Vera menjelaskan, 20 tahun yang lalu Georgia sangat kesulitan dalah hal investasi, sebab negara ini masih terbentur dengan persoalan dalam negeri termasuk perang saudara. Bahkan pada saat itu, Georgia merupakan salah satu negara yang memiliki tingkat korupsi tertinggi.
Namun memasuki tahun 2000-an, Georgia mampu memperbaiki kondisi ekonomi dengan menjalankan reformasi pemerintahan. Keinginan untuk maju mulai dirasakan pemerintah dan masyarakat. Segala bentuk kemudahan kemudian dibangun agar investasi dan perbaikan iklim usaha oleh UMKM juga meningkat.
Untuk Untuk perizinan bangunan yang seharusnya menempuh 87 izin, pemerintah Georgia kemudian memangkas hingga 50 izin saja. Dan ketika izin yang diminta tidak ada kejelasan selama 30 hari, maka permohonan izin tersebut diartikan telah selesai.
Dengan kemudahan tersebut, perekonomian dari dalam dan sokongan investasi dari luar negeri kemudian tumbuh da memperbaiki pertumbuhan ekonomi di Georgia.

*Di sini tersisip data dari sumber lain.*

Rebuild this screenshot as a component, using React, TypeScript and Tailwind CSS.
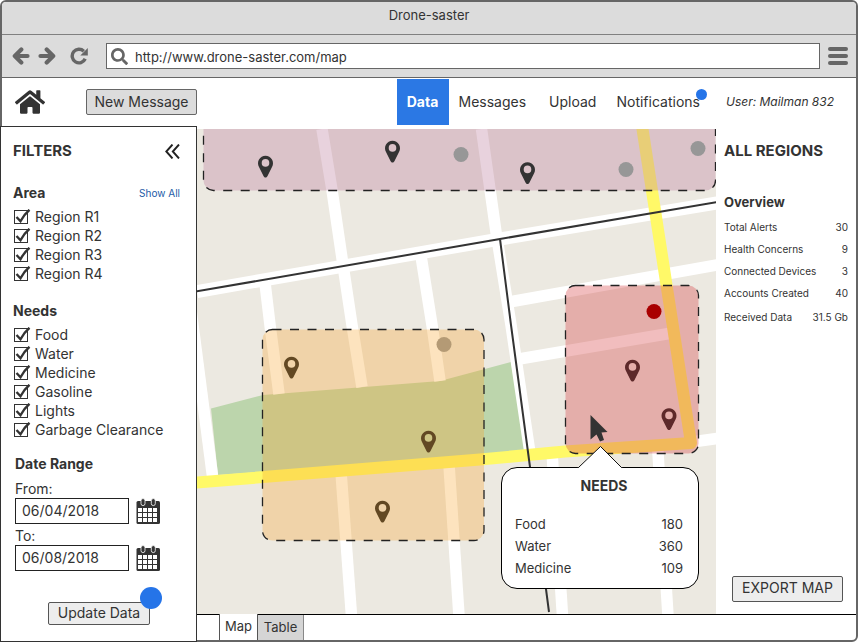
import type { ReactNode } from "react";
import { FaHome, FaSearch } from "react-icons/fa";

const AREAS = ["Region R1", "Region R2", "Region R3", "Region R4"];
const NEEDS = ["Food", "Water", "Medicine", "Gasoline", "Lights", "Garbage Clearance"];
const OVERVIEW = [
  ["Total Alerts", "30"],
  ["Health Concerns", "9"],
  ["Connected Devices", "3"],
  ["Accounts Created", "40"],
  ["Received Data", "31.5 Gb"],
];
const REGION_NEEDS = [
  ["Food", "180"],
  ["Water", "360"],
  ["Medicine", "109"],
];

function ArrowIcon({ className }: { className: string }) {
  return (
    <svg viewBox="0 0 18 18" className={className} fill="none" stroke="currentColor" strokeWidth="4.200">
      <path d="M9.300 2.500 L2.800 9 L9.300 15.500" strokeLinejoin="round" strokeLinecap="round" />
      <path d="M4 9 H15.500" strokeLinecap="round" />
    </svg>
  );
}

function ReloadIcon() {
  return (
    <svg viewBox="0 0 18 18" className="size-[18px]" fill="none" stroke="currentColor" strokeWidth="3.400">
      <path d="M13.800 4.200 A6.800 6.800 0 1 0 15.200 11.800" />
      <path d="M17.800 1 V8.500 H10.300Z" fill="currentColor" stroke="none" />
    </svg>
  );
}

function CheckRow({ label }: { label: string }) {
  return (
    <label className="flex h-[19px] items-center text-sm">
      <span className="relative mr-[5px] block h-[15px] w-4">
        <input
          type="checkbox"
          defaultChecked
          className="peer mt-px block size-3.5 appearance-none border border-[#333] bg-white"
        />
        <svg
          viewBox="0 0 17 15"
          className="pointer-events-none absolute top-0 left-0 hidden h-[15px] w-[17px] peer-checked:block"
          fill="none"
          stroke="#333"
          strokeWidth="2.400"
        >
          <path d="M2.500 8 L6.500 12.300 Q10 5.500 15.500 0.800" />
        </svg>
      </span>
      {label}
    </label>
  );
}

function CheckGroup({ items }: { items: string[] }) {
  return (
    <div className="mt-1">
      {items.map((item) => (
        <CheckRow key={item} label={item} />
      ))}
    </div>
  );
}

function CalendarIcon() {
  return (
    <svg viewBox="0 0 24 26" className="h-[26px] w-6">
      <rect x="0.500" y="3" width="23.500" height="23" rx="1.500" fill="#333" />
      <g stroke="#fff" strokeDasharray="4 1">
        <path d="M2 12 H22" strokeWidth="4" />
        <path d="M2 17 H22" strokeWidth="4" />
        <path d="M2 22 H22" strokeWidth="4" />
      </g>
      <g fill="#333" stroke="#fff" strokeWidth="0.800">
        <rect x="5" y="0.600" width="4" height="7" rx="2" />
        <rect x="15.300" y="0.600" width="4" height="7" rx="2" />
      </g>
    </svg>
  );
}

function DateField({ id, label, value }: { id: string; label: string; value: string }) {
  return (
    <div className="text-sm">
      <label htmlFor={id} className="block h-[21px] leading-[23px]">
        {label}
      </label>
      <div className="flex items-center gap-[7px]">
        <input
          id={id}
          defaultValue={value}
          className="h-[26px] w-[114px] border border-[#222] bg-white px-1.5 pb-0.5"
        />
        <button type="button" aria-label={`Pick date: ${label}`}>
          <CalendarIcon />
        </button>
      </div>
    </div>
  );
}

function Filters() {
  return (
    <aside className="relative -mb-0.5 -ml-0.5 w-[197px] shrink-0 border border-[#333] bg-white px-[13px]">
      <div className="mt-3.5 flex h-5 items-center justify-between pr-[3px]">
        <h2 className="-ml-px text-[15px] font-bold">FILTERS</h2>
        <button type="button" aria-label="Collapse filters">
          <svg viewBox="0 0 15 15" className="size-[15px]" fill="none" stroke="#222" strokeWidth="1.900">
            <path d="M7.500 0.500 L1.300 7.500 L7.500 14.500 M14 0.500 L7.800 7.500 L14 14.500" />
          </svg>
        </button>
      </div>

      <div className="mt-[22px] flex h-5 items-center justify-between pr-[3px]">
        <h3 className="-ml-px text-sm font-bold">Area</h3>
        <a href="#all" className="text-[10px] text-[#1d5ba6]">
          Show All
        </a>
      </div>
      <CheckGroup items={AREAS} />

      <h3 className="mt-[18px] -ml-px h-5 text-sm leading-5 font-bold">Needs</h3>
      <CheckGroup items={NEEDS} />

      <div className="pl-px">
        <h3 className="mt-[15px] h-5 text-sm leading-5 font-bold">Date Range</h3>
        <div className="mt-[3px]">
          <DateField id="from" label="From:" value="06/04/2018" />
          <DateField id="to" label="To:" value="06/08/2018" />
        </div>
      </div>

      <div className="relative mt-[29px] mb-4 ml-[34px] w-[102px]">
        <button
          type="button"
          className="h-[23px] w-full rounded-xs border border-[#555] bg-[#ededed] pb-1 text-sm leading-5"
        >
          Update Data
        </button>
        <span className="absolute -top-[13px] -right-3 size-[22px] rounded-full bg-[#2574e8]" />
      </div>
    </aside>
  );
}

function Pin({ x, y, fill = "#333" }: { x: number; y: number; fill?: string }) {
  return (
    <path
      transform={`translate(${x} ${y})`}
      fill={fill}
      fillRule="evenodd"
      d="M0 0 C-1 0 -1.700 -0.800 -2 -1.600 L-6.500 -10.500 A7.500 7.500 0 1 1 6.500 -10.500 L2 -1.600 C1.700 -0.800 1 0 0 0Z M0 -18.400 A3.800 3.800 0 1 0 0 -10.800 A3.800 3.800 0 1 0 0 -18.400Z"
    />
  );
}

function Region({ children, ...box }: {
  x: number;
  y: number;
  width: number;
  height: number;
  fill: string;
  fillOpacity: number;
  children?: ReactNode;
}) {
  return (
    <>
      {children}
      <rect {...box} rx="10" stroke="#222" strokeWidth="1.300" strokeDasharray="9 8.500" />
    </>
  );
}

function CityMap() {
  return (
    <svg
      viewBox="197 129 519 485"
      preserveAspectRatio="xMinYMin slice"
      className="absolute inset-0 h-full w-full"
      role="img"
      aria-label="Map of regions"
    >
      <rect x="197" y="129" width="519" height="486" fill="#ece9e1" />
      <path d="M211 408.500 L263 395 L440 381 L511 362 L526 453 L218 475Z" fill="#bcd5ac" />
      <g fill="none" stroke="#fff" strokeWidth="11.500">
        <path d="M197 291.500 L500 239 L717 203" strokeWidth="13" />
        <path d="M322 129 L332 190 L343 265 L352 325 L362 387" />
        <path d="M265 283 L270 325 L279 394" />
        <path d="M421 256 L432 325 L440 381" />
        <path d="M191 310 L213 480" />
        <path d="M481.500 129 L496 232 L511 325 L530 453" />
        <path d="M341 472 L351.500 616" />
        <path d="M449 465 L459 616" />
        <path d="M552 452 L562.500 616" />
        <path d="M657.500 445 L668 616" />
        <path d="M512 301.500 L717 265" />
        <path d="M519 359 L672 333" />
        <path d="M692 442 L717 438.500" />
      </g>
      <path
        d="M190 483 L480 459.500 L565 451.500 L691 443 L666.500 285 L642.500 129 L640 115"
        fill="none"
        stroke="#fff968"
        strokeWidth="12"
        strokeLinejoin="round"
      />
      <path
        d="M196 291.500 L500 239 L717 202 M500 239 L511 325 L530 467 L549 612"
        fill="none"
        stroke="#333"
        strokeWidth="2"
      />

      <Region x={203.500} y={117} width={512} height={73.500} fill="#b97697" fillOpacity={0.33} />
      <g fill="#979797">
        <circle cx="461" cy="154.500" r="7.500" />
        <circle cx="626" cy="169.500" r="7.500" />
        <circle cx="698" cy="148.500" r="7.500" />
      </g>
      <Pin x={265.500} y={177.500} />
      <Pin x={392.500} y={162.500} />
      <Pin x={527.500} y={184} />

      <Region x={262.500} y={329.500} width={221.500} height={211} fill="#faa328" fillOpacity={0.3}>
        <circle cx="444" cy="344.500" r="7.500" fill="#979797" />
        <Pin x={291.500} y={378.500} fill="#222" />
        <Pin x={428.500} y={452.500} fill="#222" />
        <Pin x={382.500} y={522.500} fill="#222" />
      </Region>

      <Region x={565.500} y={285.500} width={133} height={168} fill="#d64146" fillOpacity={0.35}>
        <Pin x={632.500} y={381.500} fill="#1c1c1c" />
        <Pin x={669} y={430} fill="#1c1c1c" />
      </Region>
      <circle cx="654" cy="311.500" r="7.500" fill="#a90000" />
      <path d="M590.500 415 L590.500 439.500 L596.500 434.500 L600 441.500 L604 440 L601.500 432.500 L607.500 432Z" fill="#333" />
    </svg>
  );
}

function NeedsPopup() {
  return (
    <div className="absolute top-[338px] left-[304px] w-[198px] rounded-2xl border border-black bg-white px-[13px] pt-2 pb-[9px]">
      <svg viewBox="0 0 46 24" className="absolute -top-[23px] left-[75px] h-6 w-[46px]">
        <path d="M1 23 L23.500 1.500 L45 23 V24 H1Z" fill="#fff" />
        <path d="M0 22.500 H1.500 L23.500 1.500 L44.500 22.500 H46" fill="none" stroke="#111" />
      </svg>
      <h3 className="h-5 pl-2 text-center text-sm leading-5 font-bold">NEEDS</h3>
      <table className="mt-[17px] w-full text-[13px]">
        <tbody>
          {REGION_NEEDS.map(([name, count]) => (
            <tr key={name} className="h-[22px]">
              <th scope="row" className="p-0 text-left leading-5 font-normal">
                {name}
              </th>
              <td className="p-0 pr-0.5 text-right leading-5">{count}</td>
            </tr>
          ))}
        </tbody>
      </table>
    </div>
  );
}

function Overview() {
  return (
    <aside className="flex w-[140px] shrink-0 flex-col pl-2">
      <h2 className="mt-3 h-5 text-[15px] leading-5 font-bold whitespace-nowrap">ALL REGIONS</h2>
      <h3 className="mt-[31px] h-5 text-[13px] leading-5 font-bold">Overview</h3>
      <dl className="mt-1 pr-2 text-[10px] whitespace-nowrap">
        {OVERVIEW.map(([name, value]) => (
          <div key={name} className="flex h-[22px] items-center justify-between last:h-[26px]">
            <dt>{name}</dt>
            <dd>{value}</dd>
          </div>
        ))}
      </dl>
      <button
        type="button"
        className="mt-auto mb-3 ml-2 h-[26px] w-[111px] rounded-xs border border-[#555] bg-[#ededed] pb-0.5 text-sm whitespace-nowrap"
      >
        EXPORT MAP
      </button>
    </aside>
  );
}

export default function App() {
  return (
    <div
      className="flex min-h-screen flex-col rounded-md border-2 border-[#666] bg-white text-[#333]"
      style={{ fontFamily: 'Inter, "Liberation Sans", sans-serif' }}
    >
      <div className="h-[33px] rounded-t-sm border-b border-[#808080] bg-[#dcdcdc] pt-[3px] text-center text-[13px] leading-5">
        Drone-saster
      </div>
      <div className="flex h-[43px] items-center border-b border-[#666] bg-[#dcdcdc] pr-2 pl-2.5 text-[#666]">
        <button type="button" aria-label="Back">
          <ArrowIcon className="size-[18px]" />
        </button>
        <button type="button" aria-label="Forward" className="ml-2">
          <ArrowIcon className="size-[18px] rotate-180" />
        </button>
        <button type="button" aria-label="Reload" className="ml-3.5">
          <ReloadIcon />
        </button>
        <div className="ml-[18px] flex h-[26px] flex-1 items-center border border-[#666] bg-white pl-1">
          <FaSearch className="size-[17px]" />
          <input
            aria-label="Address"
            defaultValue="http://www.drone-saster.com/map"
            className="ml-[7px] h-full flex-1 bg-transparent pt-px text-[13px] text-[#333]"
          />
        </div>
        <button type="button" aria-label="Menu" className="ml-2 flex w-5 flex-col gap-[3px]">
          <span className="h-1 rounded-full bg-[#666]" />
          <span className="h-1 rounded-full bg-[#666]" />
          <span className="h-1 rounded-full bg-[#666]" />
        </button>
      </div>

      <header className="flex h-12 items-center pr-[22px] pl-[13px]">
        <a href="#home" aria-label="Home">
          <FaHome className="size-[30px]" />
        </a>
        <button
          type="button"
          className="ml-[41px] h-[26px] w-[111px] rounded-xs border border-[#666] bg-[#dcdcdc] text-sm whitespace-nowrap"
        >
          New Message
        </button>
        <nav className="ml-auto flex items-center text-sm">
          <a href="#data" className="flex h-[46px] w-[52px] items-center justify-center bg-[#2b78e4] font-bold text-white">
            Data
          </a>
          <a href="#messages" className="ml-2.5">
            Messages
          </a>
          <a href="#upload" className="ml-[23px]">
            Upload
          </a>
          <a href="#notifications" className="relative ml-5">
            Notifications
            <span className="absolute -top-[3px] -right-[7px] size-[11px] rounded-full bg-[#2574e8]" />
          </a>
        </nav>
        <span className="ml-[26px] text-xs whitespace-nowrap italic">User: Mailman 832</span>
      </header>

      <div className="flex flex-1">
        <Filters />
        <div className="flex min-w-0 flex-1 flex-col pt-[3px]">
          <div className="flex flex-1">
            <main className="relative min-w-0 flex-1 overflow-hidden">
              <CityMap />
              <NeedsPopup />
            </main>
            <Overview />
          </div>
          <div className="flex h-[26px] border-t border-black pl-[22px] text-[13px]">
            <button type="button" className="-mt-px w-[39px] border-x border-[#555] bg-white">
              Map
            </button>
            <button type="button" className="w-[46px] border-r border-[#888] bg-[#d5d5d5]">
              Table
            </button>
          </div>
        </div>
      </div>
    </div>
  );
}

International Doing Business Advisor of Australia Indonesia Partnership for Economic Governance (AIPEG) ini juga menjelaskan, jika dibandingkan dengan Georgia, Indonesia seharusnya juga bisa tumbuh baik dalam EODB. Sumber Daya Alam (SDA) yang melimpah dipastikan bisa menarik banyak investasi baik dari investor luar dan dalam negeri.
Sayangnya, Indonesia sekarang justru masih kalah dibandingkan sejumlah negara yang memiliki karakter sama seperti Malaysia dan Filipina. Padahal seharusnya Indonesia bisa lebih baik dalam hal perizinian sehingga SDA yang ada bisa termanfaatkan secara maksimal.
Meski perbaikan kemudahan ini membutuhkan waktu, Vera menilai Indonesia tidak boleh terlalu lama dalam perbaikan ini. Sehingga Indonesia bisa survive dengan kondisi perekonomian global yang semakin terbuka.